C’était une leçon que Napoléon avait prétendu donner bien plus à sa femme qu’à la marchande de modes, violatrice de l’étiquette et tentatrice sans permis ; mais cette leçon, comme les autres, comme les reproches pour les dettes, comme les sermens de Joséphine, autant de perdu. Le fleuve continue à couler, les marchands à venir, Joséphine à prendre sans payer, et cela indéfiniment. C’est si commode ! Un dieu descendant toujours de sa machine à point pour la débarrasser des créanciers, cela coûte si peu de pleurer quelques larmes vraies ou fausses, et cela rapporte tant ! Mais, au moins, ce n’est point de propos délibéré ; ce n’est point une comédie qu’elle se propose de jouer ; elle fait des dettes comme elle respire. Elle est de ces femmes qui, dans une société, sans s’en douter certes, ni en avoir conscience, remplissent une sorte de mission de dépense et de gaspillage pour la joie des marchands, la gloire de la mode, et la bonne renommée du goût français. C’est pour ces femmes qui ne savent point compter que l’industriel s’ingénie et que l’ouvrier artiste fait ses chefs-d’œuvre. C’est pour elles qu’est inventé tout le joli, tout le luxueux, tout l’absurde de l’Article Paris, et c’est grand bien qu’elles se trouvent là pour l’acheter, — et même le payer quelquefois.
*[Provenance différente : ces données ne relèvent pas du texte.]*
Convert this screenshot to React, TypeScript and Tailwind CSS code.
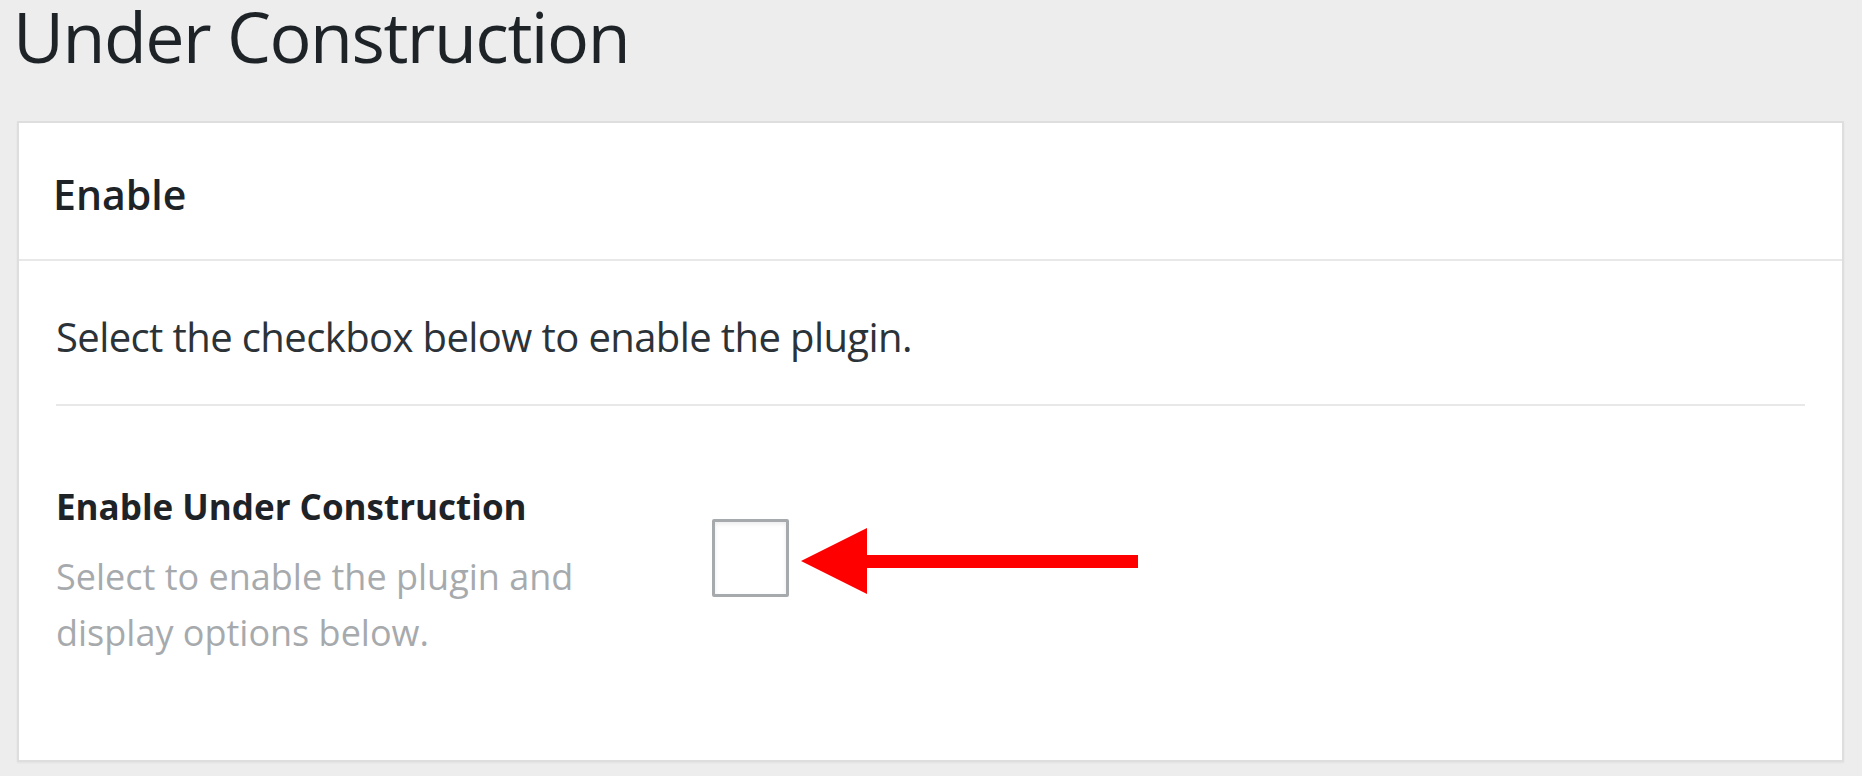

Joséphine est telle ; et si, après avoir crié, Napoléon paye, ce n’est pas uniquement par faiblesse pour la femme, c’est qu’il sait fort bien que de telles folies sont utiles, profitables et peut-être nécessaires, car, sans les femmes, et ces femmes-là, les femmes à dépenses incalculées, les femmes par suite à dettes immenses, que serait Paris ?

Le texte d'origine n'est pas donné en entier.